Christopher denies suggesting that AJC failed to register criticism of Kissinger. But in his article, he kicks off his litany of "rationalizations" with a quote from our own David Harris, who was twice detained by the KGB because of his 15-year activism on behalf of Soviet Jews. Later on, he refers to Harris' comments as a "defense."

They key point is this: Before Harris speculated over the reasons for Kissinger's remarks, he stated, "That a German Jew who fled the Nazis could speak of a genocidal outcome in such callous tones is truly chilling." That is an unambiguous condemnation, and one we stand by.

Additionally, we expressed our revulsion at the graphic language concerning "gas chambers." Christopher was also struck by this, though he does not credit us for sharing both his observation and reaction.

Whether Kissinger experienced heightened anxiety by dint of being a Jew serving a President who clearly loathed Jews is a subsidiary factor here. What matters for AJC— an organization that helped spearhead the Soviet Jewry campaign, and one that, for decades, has worked tirelessly on the issues of Holocaust commemoration and memory—is that Kissinger's comments were shameful and disgraceful.

Christopher condemns those comments as part of his personal campaign against Kissinger.
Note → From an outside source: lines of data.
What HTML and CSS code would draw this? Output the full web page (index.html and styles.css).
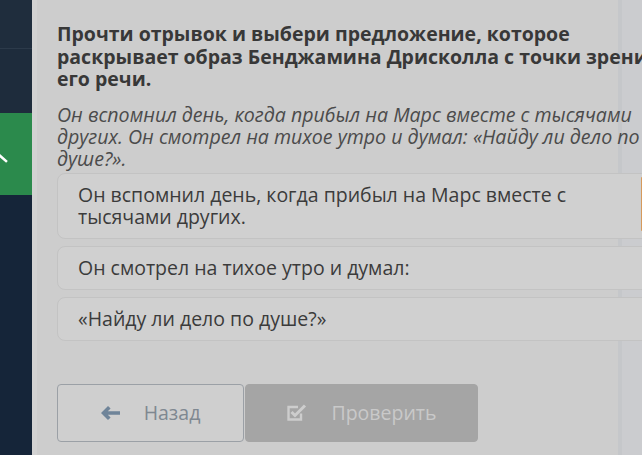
FILE: index.html
```html
<!DOCTYPE html>
<html lang="ru">
<head>
<meta charset="utf-8">
<link rel="stylesheet" href="styles.css">
</head>
<body>
<aside class="sidebar">
  <div class="nav-top"></div>
  <div class="nav-mid"></div>
  <div class="nav-active">
    <svg class="chev" width="10" height="14" viewBox="0 0 10 14"><path d="M-2 4 L6 11" stroke="#ffffff" stroke-width="2.6" fill="none" stroke-linecap="square"/></svg>
  </div>
  <div class="nav-rest"></div>
</aside>
<main class="content">
  <h1 class="title">Прочти отрывок и выбери предложение, которое раскрывает образ Бенджамина Дрисколла с точки зрения его речи.</h1>
  <p class="passage">Он вспомнил день, когда прибыл на Марс вместе с тысячами других. Он смотрел на тихое утро и думал: «Найду ли дело по душе?».</p>
  <div class="answers">
    <div class="answer answer-first"><span class="answer-text">Он вспомнил день, когда прибыл на Марс вместе с тысячами других.</span><span class="handle"></span></div>
    <div class="answer"><span class="answer-text">Он смотрел на тихое утро и думал:</span></div>
    <div class="answer"><span class="answer-text">«Найду ли дело по душе?»</span></div>
  </div>
  <div class="buttons">
    <button class="btn btn-back">
      <svg width="20" height="14" viewBox="0 0 20 14"><path d="M0 7 L7 0 L9.6 2.6 L6.8 5.2 H19 V8.8 H6.8 L9.6 11.4 L7 14 Z" fill="#6f8499"/></svg>
      <span>Назад</span>
    </button>
    <button class="btn btn-check">
      <svg width="22" height="18" viewBox="0 0 22 18"><path d="M15 9.5 V15.5 H2.5 V3 H12" stroke="#cdcdcd" stroke-width="2.4" fill="none"/><path d="M5.5 8 L9 11.5 L19 1.5" stroke="#cdcdcd" stroke-width="3" fill="none"/></svg>
      <span>Проверить</span>
    </button>
  </div>
</main>
</body>
</html>
```
FILE: styles.css
```css
html, body {
  margin: 0;
  padding: 0;
}
body {
  display: flex;
  width: 642px;
  height: 455px;
  overflow: hidden;
  font-family: "Open Sans", "Noto Sans", sans-serif;
  background: #cdcdcd;
}
.sidebar {
  width: 32px;
  flex: none;
  display: flex;
  flex-direction: column;
  background: #172638;
}
.nav-top {
  height: 48px;
  background: #1f2d3d;
  border-bottom: 1px solid #2c3a4a;
}
.nav-mid {
  height: 64px;
  background: #1e2c3c;
}
.nav-active {
  height: 82px;
  background: #2b8a4c;
  display: flex;
  align-items: center;
  justify-content: flex-start;
}
.chev {
  display: block;
  margin-top: 6px;
}
.nav-rest {
  flex: 1;
  background: #152539;
}
.content {
  flex: 1;
  min-width: 0;
  padding: 23px 0 0 25px;
  background: linear-gradient(to right, #d2d2d2 0, #d2d2d2 5px, #cdcdcd 5px, #cdcdcd 586px, #c5c7ca 586px, #c5c7ca 590px, #cbcccf 590px);
  overflow: hidden;
}
.title {
  margin: 0;
  width: 610px;
  font-size: 19.5px;
  line-height: 22.5px;
  font-weight: 700;
  color: #383838;
}
.passage {
  margin: 13px 0 0;
  width: 595px;
  font-size: 19.6px;
  line-height: 22px;
  font-style: italic;
  color: #4b4b4b;
}
.answers {
  margin-top: 3px;
  display: flex;
  flex-direction: column;
  gap: 7px;
  width: 640px;
}
.answer {
  display: flex;
  justify-content: space-between;
  border: 1px solid #c3c3c3;
  border-radius: 8px;
  background: #d0d0d0;
  padding: 10px 20px 10px 20px;
  font-size: 19.5px;
  line-height: 22px;
  color: #3b3b3b;
}
.answer-text {
  max-width: 520px;
}
.handle {
  width: 2px;
  align-self: stretch;
  margin: -7px 33px -3px 0;
  background: #d69a5c;
  border-radius: 1px;
}
.buttons {
  margin-top: 43px;
  display: flex;
  gap: 1px;
}
.btn {
  height: 58px;
  display: flex;
  align-items: center;
  justify-content: center;
  gap: 23px;
  font-family: "Open Sans", "Noto Sans", sans-serif;
  font-size: 19.5px;
  border-radius: 4px;
  padding: 0;
}
.btn svg {
  display: block;
  flex: none;
}
.btn-back {
  width: 187px;
  background: #cfcfcf;
  border: 1px solid #9ba0a6;
  color: #7f8891;
}
.btn-check {
  width: 233px;
  background: #a5a5a5;
  border: 1px solid #a5a5a5;
  color: #c9c9c9;
}
```
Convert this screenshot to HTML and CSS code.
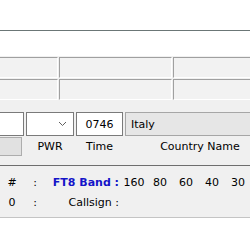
FILE: index.html
```html
<!DOCTYPE html>
<html lang="en">
<head>
  <meta charset="UTF-8" />
  <title>FT8 Log</title>
  <link rel="stylesheet" href="styles.css">
</head>
<body>

  <!-- Title strip -->
  <div class="titlebar"></div>
  <div class="blank"></div>

  <!-- Entry panel -->
  <div class="panel">
    <div class="status-row">
      <div class="cell cell-a"></div>
      <div class="cell cell-b"></div>
      <div class="cell cell-c"></div>
    </div>
    <div class="status-row">
      <div class="cell cell-a"></div>
      <div class="cell cell-b"></div>
      <div class="cell cell-c"></div>
    </div>

    <div class="entry-row">
      <div class="box box-call"></div>
      <div class="box box-pwr">
        <svg width="9" height="6" viewBox="0 0 9 6"><polyline points="1,1 4.5,4.5 8,1" fill="none" stroke="#606060" stroke-width="1"/></svg>
      </div>
      <div class="box box-time">0746</div>
      <div class="box box-country">Italy</div>
    </div>

    <div class="label-row">
      <div class="btn"></div>
      <div class="label label-pwr">PWR</div>
      <div class="label label-time">Time</div>
      <div class="label label-country">Country Name</div>
    </div>
  </div>

  <!-- Band table -->
  <div class="log">
    <div class="log-grid">
      <span class="c">#</span>
      <span class="c">:</span>
      <span class="r band">FT8 Band :</span>
      <span class="c">160</span>
      <span class="c">80</span>
      <span class="c">60</span>
      <span class="c">40</span>
      <span class="c">30</span>

      <span class="c">0</span>
      <span class="c">:</span>
      <span class="r">Callsign :</span>
      <span></span><span></span><span></span><span></span><span></span>
    </div>
  </div>

</body>
</html>
```

FILE: styles.css
```css
* {
  box-sizing: border-box;
}

body {
  margin: 0;
  background: #fff;
  font-family: "DejaVu Sans", Verdana, sans-serif;
  font-size: 11px;
  color: #000;
  width: 250px;
  overflow: hidden;
}

.titlebar {
  height: 31px;
  border-bottom: 1px solid #6b7676;
}

.blank {
  height: 25px;
}

.panel {
  background: #f0f0f0;
  padding: 1px 0 9px;
  border-bottom: 1px solid #6e6e6e;
  overflow: hidden;
}

.status-row {
  display: flex;
  gap: 1px;
  margin-bottom: 1px;
  overflow: hidden;
}

.cell {
  height: 21px;
  flex: none;
  background: #f2f2f2;
  border-top: 1px solid #a0a0a0;
  border-left: 1px solid #a0a0a0;
  border-right: 1px solid #fff;
  border-bottom: 1px solid #fff;
}

.cell-a {
  width: 99px;
  margin-left: -41px;
}

.cell-b {
  width: 113px;
}

.cell-c {
  width: 200px;
}

.entry-row {
  display: flex;
  gap: 2px;
  margin-top: 12px;
  overflow: hidden;
}

.box {
  flex: none;
  height: 24px;
  background: #fff;
  border: 1px solid #7a7a7a;
  display: flex;
  align-items: center;
}

.box-call {
  width: 44px;
  margin-left: -20px;
}

.box-pwr {
  width: 48px;
  justify-content: flex-end;
  padding-right: 6px;
}

.box-time {
  width: 47px;
  justify-content: center;
}

.box-country {
  width: 150px;
  background: #e6e6e6;
  border-color: #a6a6a6;
  padding-left: 5px;
}

.label-row {
  display: flex;
  margin-top: 1px;
  height: 19px;
  align-items: center;
  overflow: hidden;
}

.btn {
  flex: none;
  width: 42px;
  height: 19px;
  margin-left: -20px;
  background: #e1e1e1;
  border: 1px solid #adadad;
}

.label {
  flex: none;
  text-align: center;
}

.label-pwr {
  width: 48px;
  margin-left: 4px;
}

.label-time {
  width: 47px;
  margin-left: 2px;
}

.label-country {
  width: 150px;
  margin-left: 2px;
}

.log {
  background: #f0f0f0;
  padding: 6px 0 5px;
  border-bottom: 1px solid #c4c4c4;
  overflow: hidden;
}

.log-grid {
  display: grid;
  grid-template-columns: 24px 22px 75px repeat(5, 26px);
  grid-auto-rows: 20px;
  align-items: center;
}

.c {
  text-align: center;
}

.r {
  text-align: right;
  padding-right: 2px;
}

.band {
  color: #1414c8;
  font-weight: bold;
}
```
We condemn them because they touch upon the core of our very institutional being.

From Christopher Hitchens: Well, first let's be generous. "Shameful and disgraceful" are much less ambivalent than "dismaying" or "chilling" and seem intended to express real condemnation of the offender (which the preceding more neutral terms were designed to avoid doing). So I don't think that this has been a waste of time.